DEBU[2023-02-05 22:07:12.231] sending 2 bytes to client                     close=false session=297b6035-d82a-4811-8eb7-1ef0b6d6c6ba
DEBU[2023-02-05 22:07:12.231] sent 2 bytes to client                        close=false session=297b6035-d82a-4811-8eb7-1ef0b6d6c6ba
DEBU[2023-02-05 22:07:12.252] received 19 bytes from client                 close=false session=297b6035-d82a-4811-8eb7-1ef0b6d6c6ba
DEBU[2023-02-05 22:07:12.252] writing 19 bytes to conn                      session=297b6035-d82a-4811-8eb7-1ef0b6d6c6ba
DEBU[2023-02-05 22:07:12.252] wrote 19 bytes to conn                        session=297b6035-d82a-4811-8eb7-1ef0b6d6c6ba

So the issue is the same, but it does look like there's an issue in ktunnel where it only attempts to connect through when data first comes in from the pod, not on the initial setup of the TCP connection.

sillyfrog commented 1 year ago

I think this fixes the issue.

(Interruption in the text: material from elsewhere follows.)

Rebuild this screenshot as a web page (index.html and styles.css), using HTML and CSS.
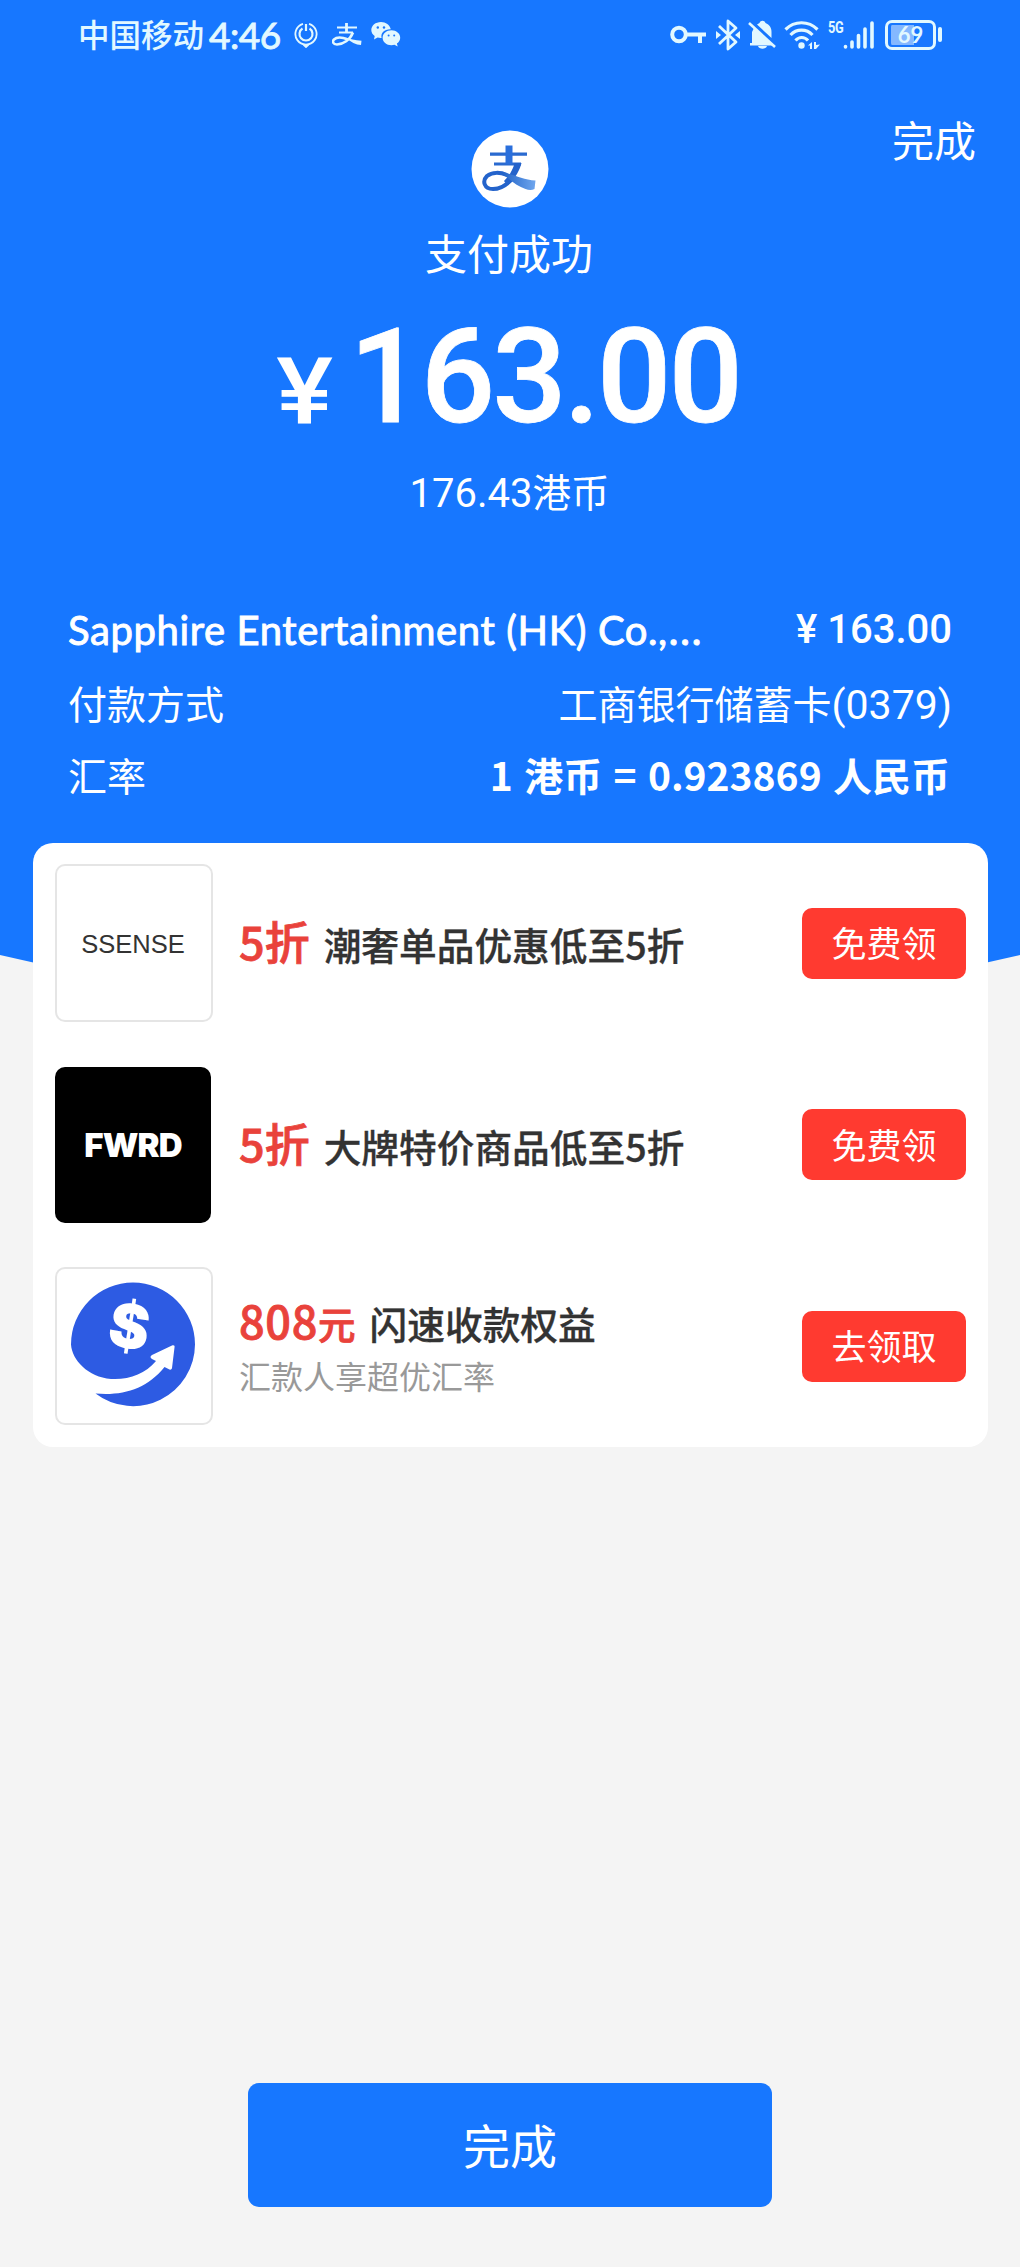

I'll do more testing and put in a PR once confirmed:

diff --git a/pkg/server/server.go b/pkg/server/server.go
index 266bc49..27495e9 100644
--- a/pkg/server/server.go
+++ b/pkg/server/server.go
@@ -125,6 +125,8 @@ func ReceiveData(conf *Config, stream pb.Tunnel_InitTunnelServer) {

 func readConn(ctx context.Context, conf *Config, session *common.Session, sessions chan<- *common.Session) {
        conf.log.WithField("session", session.Id.String()).Info("new connection")
+       conf.log.Debug("starting session with sessions <- session")
+       sessions <- session

        for {
LISTERINE commented 1 year ago

@sillyfrog thanks for opening a PR. @omrikiei Any chance we can get this merged?